Wednesday, May 06, 2009

New Operating Systems

I've been playing with two new OSes the past couple of days: Ubuntu 9.04 and Windows 7 RC.

Yesterday morning I upgraded Hobbit, my MSI Wind netbook, from Ubuntu 8.10 (it dual boots XP Home) to 9.04.  I used the built-in upgrade function of the Update Manager.  Everything seemed to go OK, except for the Applications > System Tools > Root Terminal shortcut.  When I click on it the program launches, I get prompted for my admin password, then crashes after I click OK.  This is annoying but not fatal, as I can just use sudo from a normal terminal.  If I figure out what's happening and can fix it I'll post a follow up.

Aside from that I'm not seeing a dramatic difference between 8.10 and 9.04.  More refinement than anything, though it seems a bit snappier.  XFCE in particular seems noticeably faster and more responsive than it did in 8.10.  For Ubuntu 8.10 users 9.04 may be a good upgrade but it's not a must-do, at least for now.  That said, I would not hesitate to recommend it to someone setting up a basic PC for web, email, and light office tasks.  The GNOME GUI is at the point where it should be very usable, even for non-techies.

Windows 7 Release Candidate is of course Microsoft's latest version of their follow on OS to Vista.  This morning I installed it onto a PC in my lab.  It's a pretty generic box with an Intel mobo, 2.66 GHz Core 2 Duo, 3 GB of RAM, and a SATA hard disk and DVD-RW drive.

While Vista is a turd, W7 is very promising.  When I use a machine running Vista I feel like I'm dragging my cursor through molasses.  In contrast, W7 is very fast on equivalent hardware, easily on par with XP.  The one thing Iike about Vista is the aesthetics, and W7 retains this.

Unlike prior versions of Windows, W7 strips out things like Windows Mail, but provides a shortcut in the Start menu for you to download them.  This is good as it reduces bloat and removes potential security holes.

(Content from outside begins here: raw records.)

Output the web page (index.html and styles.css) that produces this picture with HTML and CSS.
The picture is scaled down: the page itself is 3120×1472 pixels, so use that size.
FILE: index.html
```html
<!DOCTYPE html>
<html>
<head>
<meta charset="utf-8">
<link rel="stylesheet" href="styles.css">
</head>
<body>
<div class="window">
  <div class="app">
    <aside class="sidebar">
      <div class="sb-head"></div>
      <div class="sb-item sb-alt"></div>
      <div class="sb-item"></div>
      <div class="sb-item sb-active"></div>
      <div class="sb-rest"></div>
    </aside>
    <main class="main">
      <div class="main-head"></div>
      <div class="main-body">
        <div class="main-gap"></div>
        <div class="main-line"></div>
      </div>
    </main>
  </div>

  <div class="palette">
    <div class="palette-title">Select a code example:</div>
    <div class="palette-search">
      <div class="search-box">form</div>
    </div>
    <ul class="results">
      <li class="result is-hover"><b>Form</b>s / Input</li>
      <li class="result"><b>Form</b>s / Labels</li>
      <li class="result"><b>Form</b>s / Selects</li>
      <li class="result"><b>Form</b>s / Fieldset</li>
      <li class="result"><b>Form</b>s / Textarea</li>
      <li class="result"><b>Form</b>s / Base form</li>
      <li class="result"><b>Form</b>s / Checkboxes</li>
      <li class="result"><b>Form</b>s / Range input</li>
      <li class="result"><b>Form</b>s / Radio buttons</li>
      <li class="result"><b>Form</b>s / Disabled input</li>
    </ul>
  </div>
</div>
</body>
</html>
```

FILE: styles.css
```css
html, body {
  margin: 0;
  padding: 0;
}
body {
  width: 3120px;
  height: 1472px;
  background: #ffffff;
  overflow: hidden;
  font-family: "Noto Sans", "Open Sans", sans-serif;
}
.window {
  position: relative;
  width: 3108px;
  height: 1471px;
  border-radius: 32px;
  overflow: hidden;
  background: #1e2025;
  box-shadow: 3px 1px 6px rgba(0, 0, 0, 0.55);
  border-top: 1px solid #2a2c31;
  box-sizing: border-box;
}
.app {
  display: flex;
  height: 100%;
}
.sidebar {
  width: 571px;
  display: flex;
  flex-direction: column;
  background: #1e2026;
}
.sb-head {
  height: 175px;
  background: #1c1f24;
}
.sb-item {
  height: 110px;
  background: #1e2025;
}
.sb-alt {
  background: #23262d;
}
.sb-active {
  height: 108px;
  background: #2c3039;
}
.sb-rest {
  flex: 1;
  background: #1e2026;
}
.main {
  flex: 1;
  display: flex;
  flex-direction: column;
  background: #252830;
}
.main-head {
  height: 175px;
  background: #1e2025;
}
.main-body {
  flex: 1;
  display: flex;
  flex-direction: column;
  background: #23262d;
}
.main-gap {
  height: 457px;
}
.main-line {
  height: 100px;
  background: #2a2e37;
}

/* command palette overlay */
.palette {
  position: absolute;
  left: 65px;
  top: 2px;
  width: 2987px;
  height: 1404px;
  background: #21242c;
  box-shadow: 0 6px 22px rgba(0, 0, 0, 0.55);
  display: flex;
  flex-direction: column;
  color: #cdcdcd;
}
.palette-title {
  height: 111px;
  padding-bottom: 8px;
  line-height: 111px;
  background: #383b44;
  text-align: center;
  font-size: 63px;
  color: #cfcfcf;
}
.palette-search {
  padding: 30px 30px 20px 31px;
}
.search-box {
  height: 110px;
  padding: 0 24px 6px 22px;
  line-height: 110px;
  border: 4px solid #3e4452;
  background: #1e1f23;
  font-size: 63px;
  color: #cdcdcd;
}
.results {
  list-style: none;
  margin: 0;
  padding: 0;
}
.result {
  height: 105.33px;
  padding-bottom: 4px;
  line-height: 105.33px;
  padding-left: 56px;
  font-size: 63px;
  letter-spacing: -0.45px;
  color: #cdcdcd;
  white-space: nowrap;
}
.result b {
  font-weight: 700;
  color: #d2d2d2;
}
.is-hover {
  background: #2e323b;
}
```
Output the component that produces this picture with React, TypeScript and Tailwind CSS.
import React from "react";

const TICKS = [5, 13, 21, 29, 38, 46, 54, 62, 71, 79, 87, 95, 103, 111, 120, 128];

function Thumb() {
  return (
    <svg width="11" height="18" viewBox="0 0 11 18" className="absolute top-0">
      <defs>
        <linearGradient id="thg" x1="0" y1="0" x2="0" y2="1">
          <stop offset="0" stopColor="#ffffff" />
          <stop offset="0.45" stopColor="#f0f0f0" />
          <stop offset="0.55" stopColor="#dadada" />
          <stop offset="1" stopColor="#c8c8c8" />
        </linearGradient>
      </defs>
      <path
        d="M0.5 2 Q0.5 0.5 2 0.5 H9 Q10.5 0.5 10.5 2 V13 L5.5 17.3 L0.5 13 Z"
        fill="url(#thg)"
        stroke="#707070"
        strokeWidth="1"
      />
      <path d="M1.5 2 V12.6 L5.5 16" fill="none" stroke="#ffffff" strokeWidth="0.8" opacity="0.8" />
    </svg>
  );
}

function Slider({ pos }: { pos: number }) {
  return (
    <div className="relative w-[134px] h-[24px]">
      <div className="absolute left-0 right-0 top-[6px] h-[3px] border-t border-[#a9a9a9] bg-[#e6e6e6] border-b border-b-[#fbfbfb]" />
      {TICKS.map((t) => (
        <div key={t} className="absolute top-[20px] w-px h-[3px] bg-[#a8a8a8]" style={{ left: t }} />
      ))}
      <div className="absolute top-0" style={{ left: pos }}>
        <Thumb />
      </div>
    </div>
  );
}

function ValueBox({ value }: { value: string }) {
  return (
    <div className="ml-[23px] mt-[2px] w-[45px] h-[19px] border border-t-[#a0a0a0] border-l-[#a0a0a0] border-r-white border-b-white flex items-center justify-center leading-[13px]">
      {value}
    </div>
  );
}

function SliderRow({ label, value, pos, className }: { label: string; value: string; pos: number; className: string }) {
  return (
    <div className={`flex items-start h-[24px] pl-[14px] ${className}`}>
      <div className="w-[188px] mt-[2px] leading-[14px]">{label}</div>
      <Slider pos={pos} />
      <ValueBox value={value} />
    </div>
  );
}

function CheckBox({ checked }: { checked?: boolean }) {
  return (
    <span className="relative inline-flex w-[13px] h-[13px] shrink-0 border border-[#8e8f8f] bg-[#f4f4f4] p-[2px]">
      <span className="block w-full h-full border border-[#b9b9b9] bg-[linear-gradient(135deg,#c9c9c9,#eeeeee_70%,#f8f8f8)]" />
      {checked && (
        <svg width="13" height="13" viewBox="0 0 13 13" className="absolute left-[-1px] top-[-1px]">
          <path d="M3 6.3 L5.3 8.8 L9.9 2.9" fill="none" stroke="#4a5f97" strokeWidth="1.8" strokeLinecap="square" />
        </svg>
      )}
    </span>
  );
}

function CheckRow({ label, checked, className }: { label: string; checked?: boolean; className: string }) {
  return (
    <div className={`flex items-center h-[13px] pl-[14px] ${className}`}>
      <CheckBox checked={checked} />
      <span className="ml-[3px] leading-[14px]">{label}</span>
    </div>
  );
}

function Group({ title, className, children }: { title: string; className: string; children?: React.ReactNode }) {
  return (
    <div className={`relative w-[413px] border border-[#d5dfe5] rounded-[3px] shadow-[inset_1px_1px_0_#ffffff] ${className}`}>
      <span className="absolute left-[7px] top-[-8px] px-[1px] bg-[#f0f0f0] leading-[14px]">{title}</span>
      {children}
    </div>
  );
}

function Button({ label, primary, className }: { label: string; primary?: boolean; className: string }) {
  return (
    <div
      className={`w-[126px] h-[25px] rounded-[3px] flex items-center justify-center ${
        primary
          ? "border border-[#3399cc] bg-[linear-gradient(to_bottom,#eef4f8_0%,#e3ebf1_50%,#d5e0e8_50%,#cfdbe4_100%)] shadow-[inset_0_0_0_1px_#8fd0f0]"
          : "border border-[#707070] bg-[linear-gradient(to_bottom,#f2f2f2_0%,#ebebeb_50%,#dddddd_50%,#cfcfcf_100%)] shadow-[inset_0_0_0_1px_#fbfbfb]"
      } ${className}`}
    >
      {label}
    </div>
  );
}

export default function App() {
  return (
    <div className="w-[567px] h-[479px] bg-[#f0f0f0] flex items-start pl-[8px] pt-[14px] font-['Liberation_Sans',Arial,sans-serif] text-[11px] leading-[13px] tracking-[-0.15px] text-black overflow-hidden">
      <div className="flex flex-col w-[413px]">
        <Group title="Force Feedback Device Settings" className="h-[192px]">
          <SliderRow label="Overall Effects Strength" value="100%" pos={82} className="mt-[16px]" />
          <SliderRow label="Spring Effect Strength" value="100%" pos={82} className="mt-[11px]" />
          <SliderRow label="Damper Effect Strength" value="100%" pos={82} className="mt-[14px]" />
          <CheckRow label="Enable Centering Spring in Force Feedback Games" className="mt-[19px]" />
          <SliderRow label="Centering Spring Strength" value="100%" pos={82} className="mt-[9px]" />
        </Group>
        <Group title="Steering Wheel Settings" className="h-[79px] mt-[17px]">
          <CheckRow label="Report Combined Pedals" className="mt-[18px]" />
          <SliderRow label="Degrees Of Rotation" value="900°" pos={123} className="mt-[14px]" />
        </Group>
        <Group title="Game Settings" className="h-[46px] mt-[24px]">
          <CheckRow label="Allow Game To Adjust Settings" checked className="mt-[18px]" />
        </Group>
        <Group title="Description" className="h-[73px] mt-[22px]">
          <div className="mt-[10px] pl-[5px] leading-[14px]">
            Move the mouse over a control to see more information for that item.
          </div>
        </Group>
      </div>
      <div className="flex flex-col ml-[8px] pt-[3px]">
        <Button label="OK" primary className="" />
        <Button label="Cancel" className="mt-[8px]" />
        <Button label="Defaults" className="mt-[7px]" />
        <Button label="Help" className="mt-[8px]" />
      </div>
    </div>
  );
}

MS is making Windows 7 Release Candidate available for free to everyone for at least a couple of months, and will allow you to use it unfettered through March 2010, after which time it will shut down every hour or two.  The final deadline to purchase it will be June 2010, when the RC will be disabled.  According to media reports, W7 will be released this Fall, but if you get it now you'll be able to use the RC for almost a year.  If you run Windows in a business, I recommend installing it on a spare PC and testing your apps before the deadline.  Eventually MS will discontinue support for XP, so it would be prudent to identify any issues with your existing apps and W7 as soon as practical.

I'm going to continue to play with Windows 7 on my test box, and I'm giving serious thought to replacing XP Home with W7 on Hobbit.